As a consequence, overall spending on indigent defense this year - $107.1 million - is nearly double what the state and counties combined spent in fiscal 2000.

"They're really struggling to live within their budgets and to understand that the legislature has the authority to set them," said Sen. Preston Smith (R-Rome), the oversight committee's chairman. "They want the most perfect system they can design. We have to balance priorities."

Poor budgeting

But the shortcomings the report found go beyond an agency simply looking out for its own needs and not considering those of other areas of state government.

It accuses the council of operating a budget process that is constantly in crisis mode.

That works well for the agency in the short term, according to the report, because it ends up getting more money than it should. But in the long run, the report warns that such practices hurt the council's credibility with legislative budget writers.

"The council ... operates a budget far in excess of what was appropriated and then returns to the General Assembly demanding that the legislature 'must' make an emergency funding appropriation," the report said.

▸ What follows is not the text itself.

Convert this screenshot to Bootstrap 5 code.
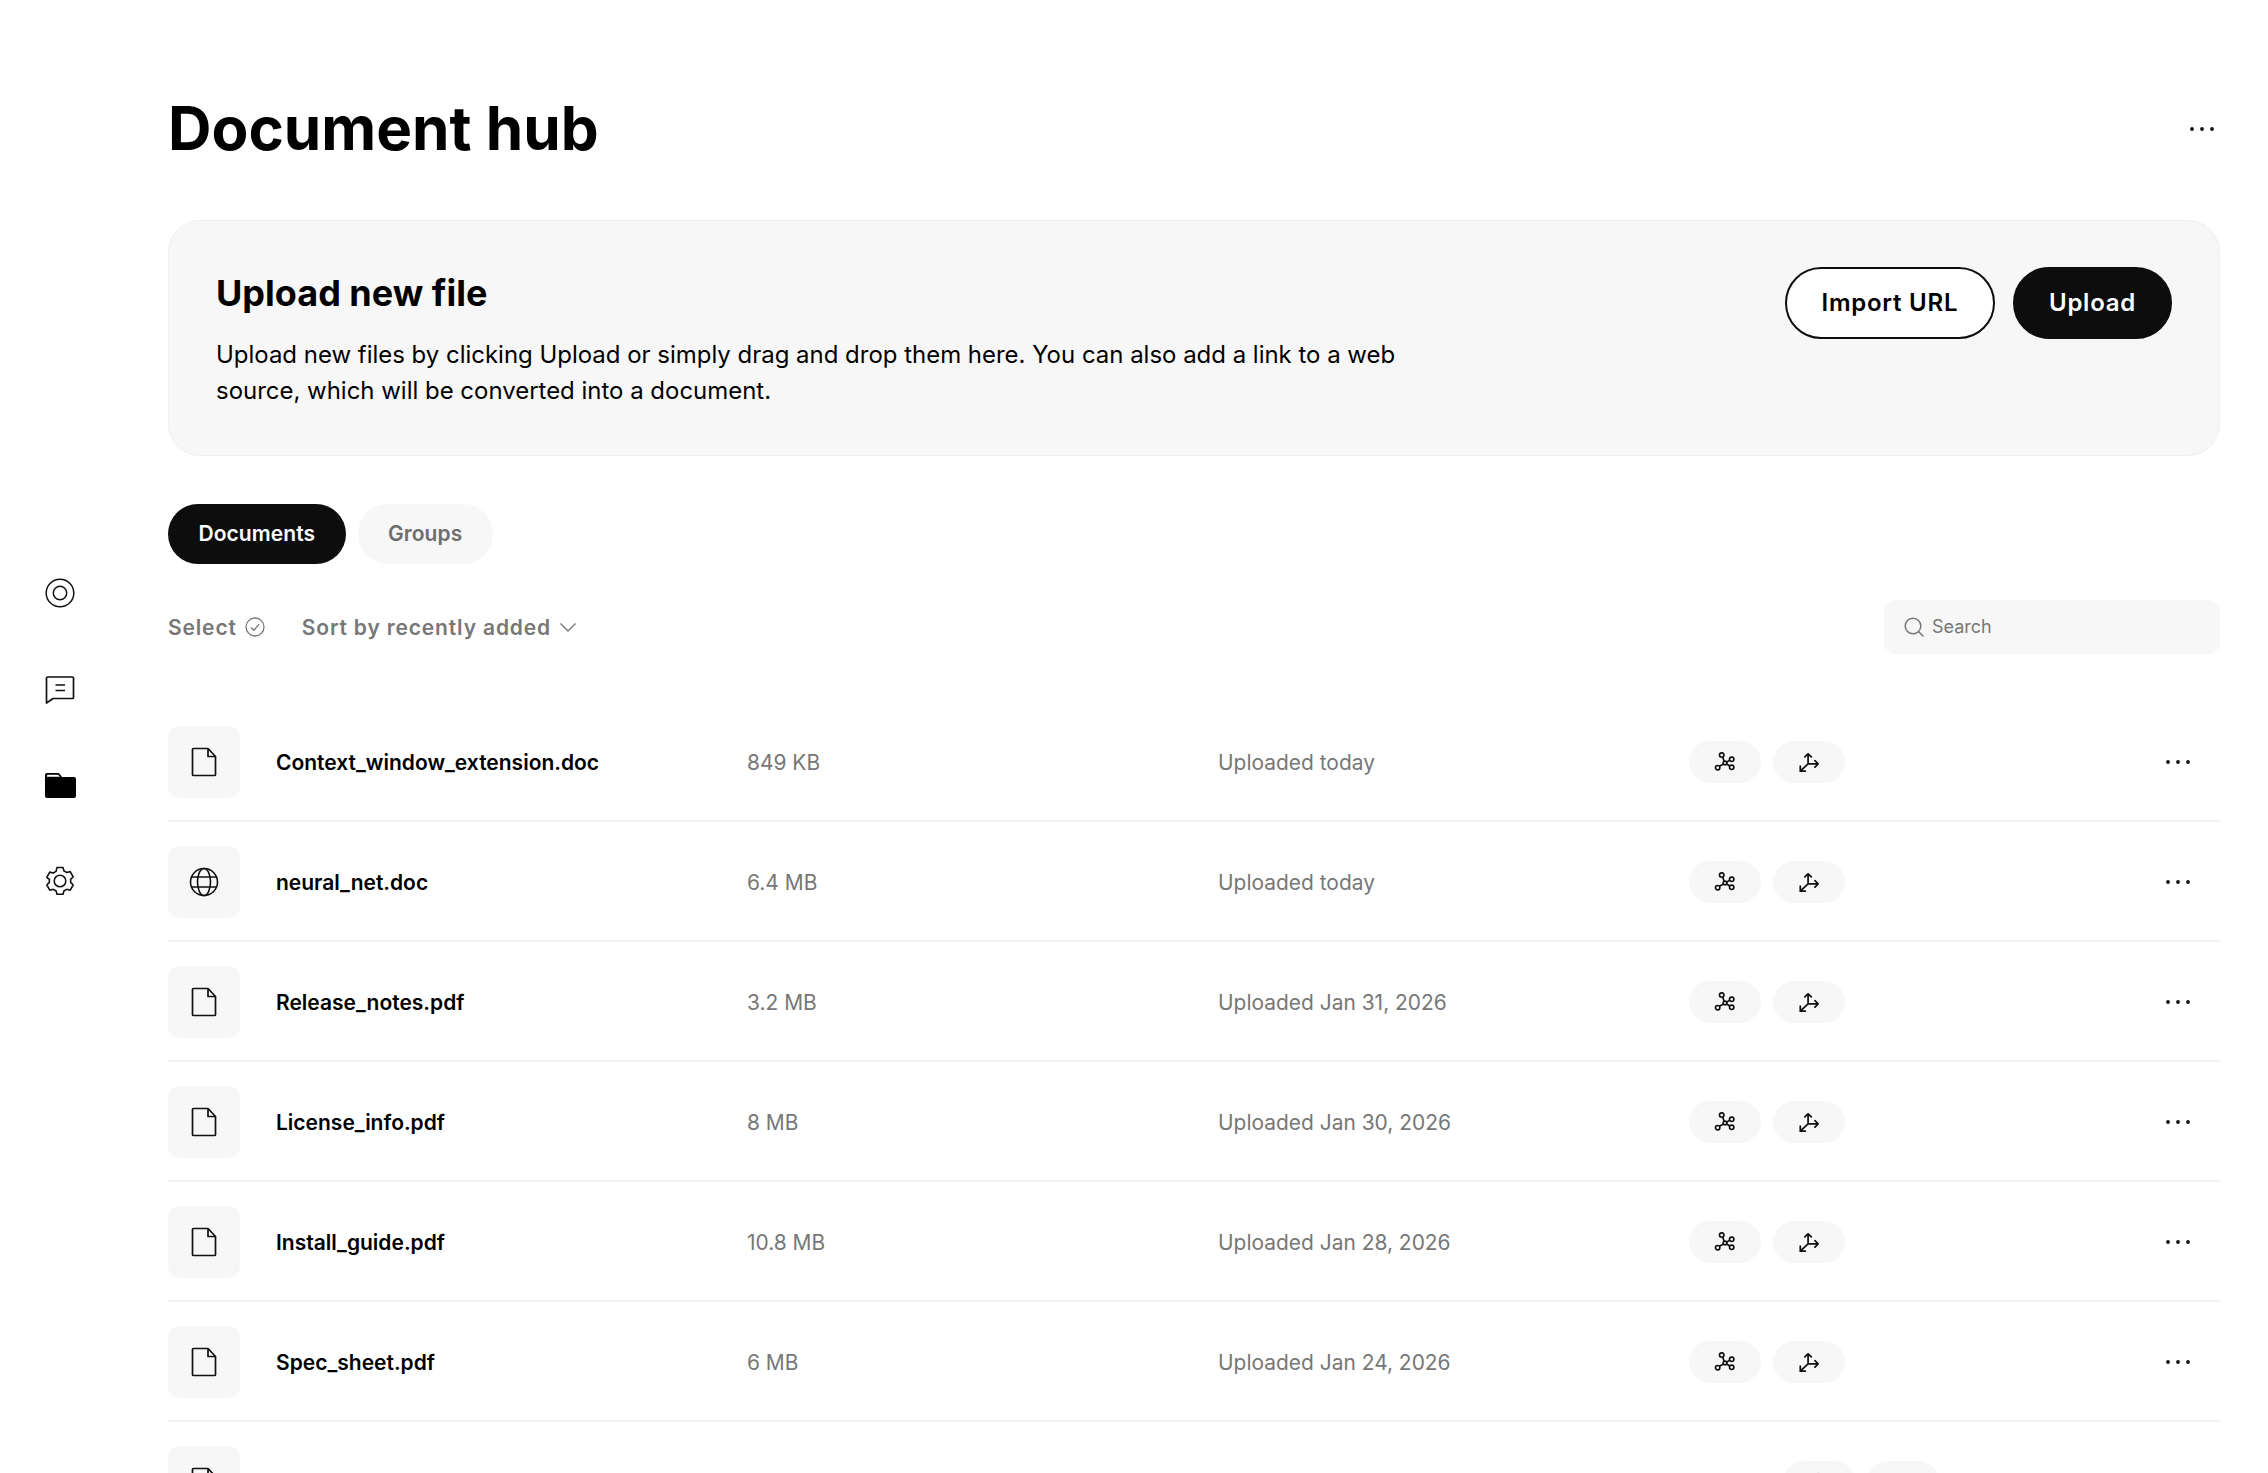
<!DOCTYPE html>
<html lang="en"><head><meta charset="utf-8"><title>Document hub</title>
<link href="https://cdn.jsdelivr.net/npm/bootstrap@5.3.0/dist/css/bootstrap.min.css" rel="stylesheet">
<style>
html,body{height:100%;overflow:hidden;background:#fff}
body{font-family:Inter,"Liberation Sans",sans-serif;color:#000}
.rail{width:168px;height:100vh;gap:64px;padding-right:48px}
.rail svg{width:32px;height:32px;display:block}
.mainpane{width:2052px;padding-top:89px}
.hub-title{font-size:60.2px;font-weight:700;line-height:80px;margin:0}
.more-top{margin-right:4px}
.upload-box{height:236px;margin-top:51px;padding:47px;background:#f7f7f7;border:1px solid #efefef;border-radius:32px}
.upload-box h2{font-size:36px;font-weight:700;line-height:40px;margin:5px 0 0}
.upload-box p{font-size:23.96px;line-height:36px;margin:24px 0 0;width:1240px}
.btn-pair{gap:18px;margin-top:-1px}
.pill-btn{height:72px;border-radius:36px;font-size:24px;font-weight:600;padding:0 34px;letter-spacing:.75px;display:flex;align-items:center}
.pill-out{background:#fff;border:2px solid #0d0d0d;color:#000;padding:0 34.75px}
.pill-fill{background:#0d0d0d;border:2px solid #0d0d0d;color:#fff}
.tabs-row{margin-top:48px;gap:12px}
.tab-pill{height:60px;border-radius:30px;font-size:21px;font-weight:600;padding:0 30.5px;letter-spacing:.06px;display:flex;align-items:center}
.tab-on{background:#0d0d0d;color:#fff}
.tab-off{background:#f7f7f7;color:#6e6e6e}
.tools-row{margin-top:36px;height:54px}
.tool-txt{font-size:21px;font-weight:600;color:#777;letter-spacing:.85px;padding-top:1px}
.gap-sort{margin-left:37px}
.searchbox{width:336px;height:54px;background:#f7f7f7;border-radius:12px;padding-left:20px;color:#777;font-size:18px;gap:8px}
.search-word{margin-top:-1px}
.doc-list{margin-top:48px}
.doc-row{display:grid;grid-template-columns:108px 471px 471px 471px 1fr;align-items:center;height:120px;padding-top:2px;border-bottom:2px solid #f3f3f3}
.file-tile{width:72px;height:72px;background:#f7f7f7;border-radius:12px}
.doc-name{font-size:21px;font-weight:600;color:#000;padding-top:1px}
.doc-meta{font-size:20.95px;color:#777;padding-top:1px}
.chip{width:72px;height:42px;background:#f7f7f7;border-radius:21px}
.chip-row{gap:12px}
.chip-shift{margin-left:94px}
.more-row{margin-right:28px}
</style></head><body>
<svg width="0" height="0" class="position-absolute"><defs>
<symbol id="i-file" viewBox="0 0 32 32"><path d="M4.500 3.500a1 1 0 0 1 1-1H20l7.500 8v18a1 1 0 0 1-1 1H5.500a1 1 0 0 1-1-1z M20 2.500V10.500h7.500" fill="none" stroke="#111" stroke-width="1.700" stroke-linejoin="round"/></symbol>
<symbol id="i-globe" viewBox="0 0 32 32"><g fill="none" stroke="#111" stroke-width="1.600"><circle cx="16" cy="16" r="13.500"/><ellipse cx="16" cy="16" rx="6.500" ry="13.500"/><path d="M4 11h24M4 21h24"/></g></symbol>
<symbol id="i-dots" viewBox="0 0 28 8"><circle cx="4" cy="4" r="1.900" fill="#111"/><circle cx="14" cy="4" r="1.900" fill="#111"/><circle cx="24" cy="4" r="1.900" fill="#111"/></symbol>
<symbol id="i-graph" viewBox="0 0 24 24"><g fill="none" stroke="#111" stroke-width="1.800"><circle cx="8.400" cy="4.400" r="2.400"/><circle cx="19.300" cy="9" r="2.400"/><circle cx="19.300" cy="17.800" r="2.400"/><circle cx="4" cy="18.200" r="2.400"/><circle cx="12" cy="13" r="2"/><path d="M9.400 6.600l1.700 4.500M17.100 10l-3.300 2.300M17.400 16.400l-3.700-2.300M5.800 16.600l4.700-2.300"/></g></symbol>
<symbol id="i-axes" viewBox="0 0 24 24"><g fill="none" stroke="#111" stroke-width="1.900" stroke-linejoin="round" stroke-linecap="round"><path d="M11 14V3M7.500 6.500L11 3l3.500 3.500M11 14h11M18.500 10.500L22 14l-3.500 3.500M11 14L2.500 22M2.500 16.500V22H8"/></g></symbol>
</defs></svg>
<div class="d-flex">
<nav class="rail d-flex flex-column align-items-center justify-content-center flex-shrink-0">
<svg viewBox="0 0 32 32" fill="none" stroke="#111" stroke-width="1.500"><circle cx="16" cy="16" r="13.800"/><circle cx="16" cy="16" r="6.700"/></svg>
<svg viewBox="0 0 32 32" fill="none" stroke="#111" stroke-width="1.700" stroke-linejoin="round"><path d="M2.500 5a1 1 0 0 1 1-1h25a1 1 0 0 1 1 1v19.500a1 1 0 0 1-1 1H9L2.500 30z"/><path d="M11.500 12h9.500M11.500 17.500h9.500"/></svg>
<svg viewBox="0 0 32 32"><path fill="#000" d="M1 6a2 2 0 0 1 2-2h10.500c1 0 1.700.4 2.300 1.100L18 8h12a2 2 0 0 1 2 2v17a2 2 0 0 1-2 2H3a2 2 0 0 1-2-2z"/><path fill="#fff" d="M3 7.800V6.800a1 1 0 0 1 1-1h9.500c.7 0 1 .3 1.400.8l1 1.200z"/></svg>
<svg viewBox="0 0 32 32" fill="none" stroke="#111" stroke-width="1.600" stroke-linejoin="round"><circle cx="16" cy="16" r="5.800"/><path d="M13 2.500h6l1 3.500c1 .4 1.800.9 2.600 1.500l3.600-.9 3 5.200-2.600 2.600c.1 1 .1 2 0 3l2.600 2.600-3 5.200-3.600-.9c-.8.6-1.600 1.100-2.600 1.500l-1 3.500h-6l-1-3.500c-1-.4-1.800-.9-2.600-1.500l-3.600.9-3-5.200 2.600-2.600c-.1-1-.1-2 0-3L2.800 12.300l3-5.200 3.600.9c.8-.6 1.600-1.100 2.600-1.500z"/></svg>
</nav>
<main class="mainpane flex-shrink-0">
<div class="d-flex justify-content-between align-items-center"><h1 class="hub-title">Document hub</h1><svg class="more-top" width="28" height="8"><use href="#i-dots"/></svg></div>
<section class="upload-box d-flex justify-content-between align-items-start">
<div><h2>Upload new file</h2><p>Upload new files by clicking Upload or simply drag and drop them here. You can also add a link to a web source, which will be converted into a document.</p></div>
<div class="btn-pair d-flex"><button class="pill-btn pill-out">Import URL</button><button class="pill-btn pill-fill">Upload</button></div>
</section>
<div class="tabs-row d-flex"><div class="tab-pill tab-on">Documents</div><div class="tab-pill tab-off">Groups</div></div>
<div class="tools-row d-flex align-items-center justify-content-between">
<div class="d-flex align-items-center"><span class="tool-txt">Select</span>
<svg class="ms-2" width="20" height="20" viewBox="0 0 20 20" fill="none" stroke="#777" stroke-width="1.300"><circle cx="10" cy="10" r="9"/><path d="M6 10.500l3 2.700 5-6"/></svg>
<span class="tool-txt gap-sort">Sort by recently added</span>
<svg class="ms-2" width="18" height="12" viewBox="0 0 18 12" fill="none" stroke="#777" stroke-width="1.400"><path d="M1.500 2.500L9 10l7.500-7.500"/></svg></div>
<div class="searchbox d-flex align-items-center"><svg width="20" height="20" viewBox="0 0 20 20" fill="none" stroke="#777" stroke-width="1.500"><circle cx="9" cy="9" r="7.800"/><path d="M14.500 14.500l5 5"/></svg><span class="search-word">Search</span></div>
</div>
<div class="doc-list" id="rows"></div>
</main></div>
<script>
const rows=[["i-file","Context_window_extension.doc","849 KB","Uploaded today"],["i-globe","neural_net.doc","6.4 MB","Uploaded today"],["i-file","Release_notes.pdf","3.2 MB","Uploaded Jan 31, 2026"],["i-file","License_info.pdf","8 MB","Uploaded Jan 30, 2026"],["i-file","Install_guide.pdf","10.8 MB","Uploaded Jan 28, 2026"],["i-file","Spec_sheet.pdf","6 MB","Uploaded Jan 24, 2026"]];
const tile=i=>`<div class="file-tile d-flex align-items-center justify-content-center"><svg width="32" height="32"><use href="#${i}"/></svg></div>`;
const chip=(i,s)=>`<div class="chip d-flex align-items-center justify-content-center"><svg width="${s}" height="${s}"><use href="#${i}"/></svg></div>`;
const more=`<svg class="more-row" width="28" height="8"><use href="#i-dots"/></svg>`;
document.getElementById('rows').innerHTML=rows.map(r=>`<div class="doc-row">${tile(r[0])}<div class="doc-name">${r[1]}</div><div class="doc-meta">${r[2]}</div><div class="doc-meta">${r[3]}</div><div class="d-flex justify-content-between align-items-center"><div class="d-flex chip-row">${chip('i-graph',22)}${chip('i-axes',22)}</div>${more}</div></div>`).join('')+`<div class="doc-row">${tile('i-file')}<div></div><div></div><div></div><div class="d-flex justify-content-between align-items-center"><div class="d-flex chip-row chip-shift">${chip('i-axes',22)}${chip('i-graph',16)}</div>${more}</div></div>`;
</script>
<script src="https://cdn.jsdelivr.net/npm/bootstrap@5.3.0/dist/js/bootstrap.bundle.min.js"></script>
</body></html>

"The council ... returns each year with threats of dire consequences if they do not receive additional appropriations. ... Any other state agency is prohibited from this practice."

The report also accuses the agency's staff of not being forthcoming in providing information to help the legislature and governor's office make funding decisions.

"They want to share some information, but not other information," Smith said. "They need to be more transparent."

Despite the report's findings, however, it doesn't appear that the council is wasting money, said Kem Kimbrough, who handles criminal-justice system issues for the Association County Commissioners of Georgia.

He said while county officials are concerned that they're still spending the same amount on indigent defense as before, the total price tag is about what they expected.

"The amount of money counties were spending before the system was created wasn't sufficient," Kimbrough said. "About $110 million is what it always has required. That number may be foreign to some folks, but it's been out there since 2002."

The problem, Kimbrough said, is not the overall cost of the program. It's that the state is not contributing what was anticipated when the statewide system was created.

"The state was supposed to come and save the day," he said. "They haven't lived up to that."

Nichols effect

But the Brian Nichols death penalty case has left a bad taste in the mouths of the lawmakers the council is asking to step up with more funding.

Since Nichols was charged in the 2005 Fulton County Courthouse shootings, his defense has run up a tab of $1.5 million. A key factor driving the bill has been the number of outside lawyers brought in to help with his defense.

Legislators are worried that, without stricter controls on the council, other death penalty cases could come along and spiral out of control.

But Kimbrough said more of the state's decision-makers are coming to understand that the Nichols case was an exception and aren't going to blame the whole system for what has happened in defending the accused quadruple murderer.

Another potential factor that could help the council win favor from lawmakers was the appointment last July of former Republican Rep. Mack Crawford as the agency's director.

Rep. David Ralston (R-Blue Ridge), a member of the oversight committee and chairman of the House Judiciary Committee with jurisdiction over criminal law, said Crawford inspires confidence in his former colleagues that he will be able to turn the agency around.

"We have to give him time to take control," Ralston said. "He brings a political feel for what it will take to save the system ... I think it's a system worth saving."